El resto de la historia es más o menos conocido y, en todo caso, fácilmente imaginable. Apenas unos meses más tarde de estos incendiarios pasajes, Friedrich Wieck intenta atajar el salvaje amor de su hija en los tribunales, cursando una denuncia por alcoholismo contra Schumann. La violenta reacción del padre desencadena el fervor pasional de la pareja, que no repara en acudir a abogados en París y Leipzig, y a amigos comunes de notable renombre: el propio Mendelssohn se ofreció para testificar a favor de los novios en el proceso y los acogió en su casa de Berlín. Los tribunales acabaron por dar la razón a los jóvenes y a autorizar su casamiento, sustanciando con ello la peor pesadilla de Friedrich Wieck. Clara dejó de portar su apellido y pasó a llamarse Schumann, sellando su destino para siempre con tan solo veintiún años.
A pesar de su arrolladora plenitud –Clara fue capaz de continuar haciendo música y dando conciertos, al tiempo que sacaba adelante a una familia de ocho hijos—, a pesar de la entereza con que sobrellevó la muerte de cuatro de sus vástagos y la terrible locura y decadencia de su esposo en el siniestro sanatorio mental de Endenich, a pesar de su éxito crepuscular –musa imposible de Brahms, profesora del Conservatorio Hoch de Fráncfort–, sobre su faceta profesional planea un pájaro de curso melancólico. Porque aquella muchacha que cautivaba a los exigentes auditorios europeos; aquella jovencita ardiente y aún soltera que compartía piso en París con Paulina García Viardot, a la que admiraba por su reconocimiento y su brillantez profesional; aquella mujer casada que escandalizaba por su osadía de tocar el piano sin partitura; aquella Clara que componía con relevancia y de la que Chopin dijo que era la única capaz de interpretar su obra en Alemania… esa mujer siempre supeditó sus inclinaciones y deseos a los de su marido. Aun cuando este la estimaba, su afirmación tajante al entrar en su nuevo hogar matrimonial no dejaba lugar a dudas: al ver Clara uno de los ángulos del salón como espacio ideal para situar el instrumento, Robert desechó cualquier posibilidad alternativa con un cortante “en esta casa solo puede haber un piano”. 
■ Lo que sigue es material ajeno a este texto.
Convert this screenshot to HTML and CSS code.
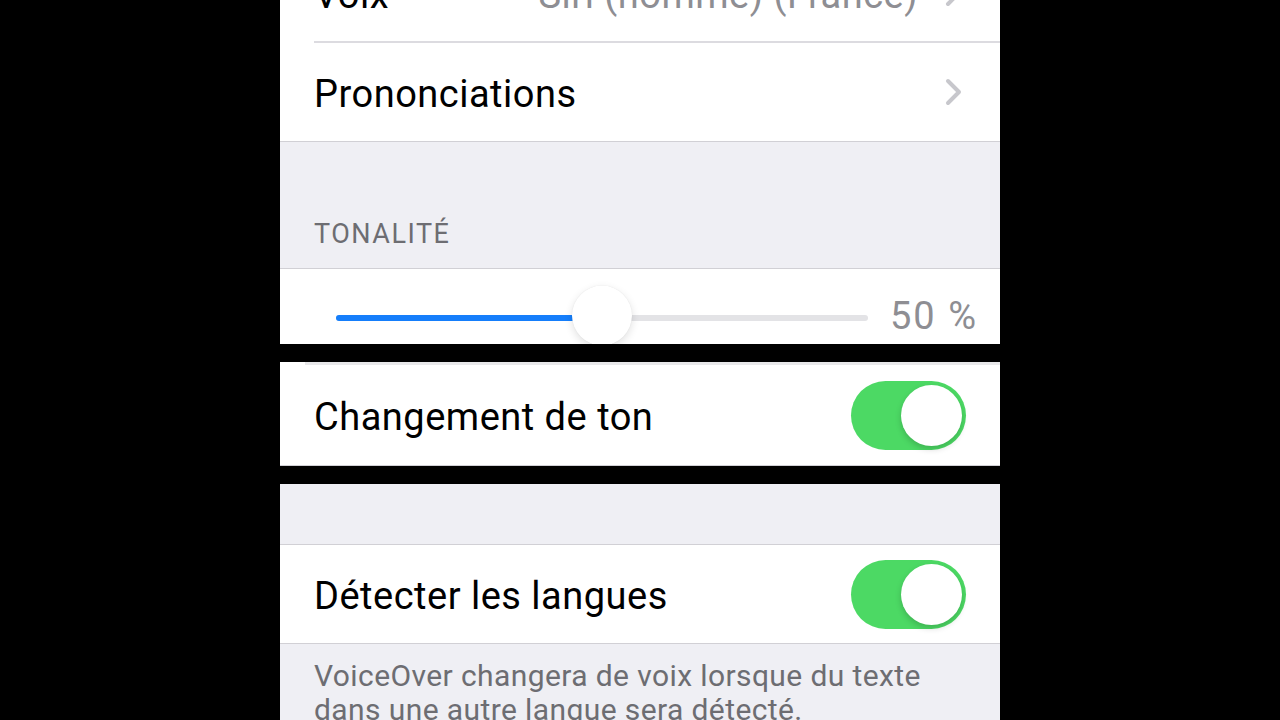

Ese único piano es el que aún hoy sigue sonando, asfixiando la personalidad de Clara. Y es que no parece posible hablar de Clara Wieck si no es de Clara Schumann. Ella misma eligió como repertorio preferente en sus conciertos el de su marido Robert, igual que en sus ‘Diarios’ la presencia del esposo es un eclipse constante. Las grabaciones de su música son escasas y dispersas. En las películas que se han rodado sobre los Schumann –Canciones de amor (1947), de Clarence Brown, con Katharine Hepburn, o Sinfonía de primavera (1986), de Peter Schamoni, con Nastassia Kinski– ella presenta un perfil desdibujado más allá de su amor abnegado. Quién sabe lo que Clara Wieck pudo realmente añorar en lo más hondo de su corazón; su propia hija Eugenia dijo de ella cuando murió: “Al fin se apagaron aquellos ojos que siempre parecían ver un mundo más bello que este”. Lo que sí sabemos es que el siglo XXI sigue manteniendo una gran deuda con esta gran mujer, con esta gran intérprete y compositora, que nos permitimos recordar, como en la efeméride de este 2019, apenas una vez cada doscientos años.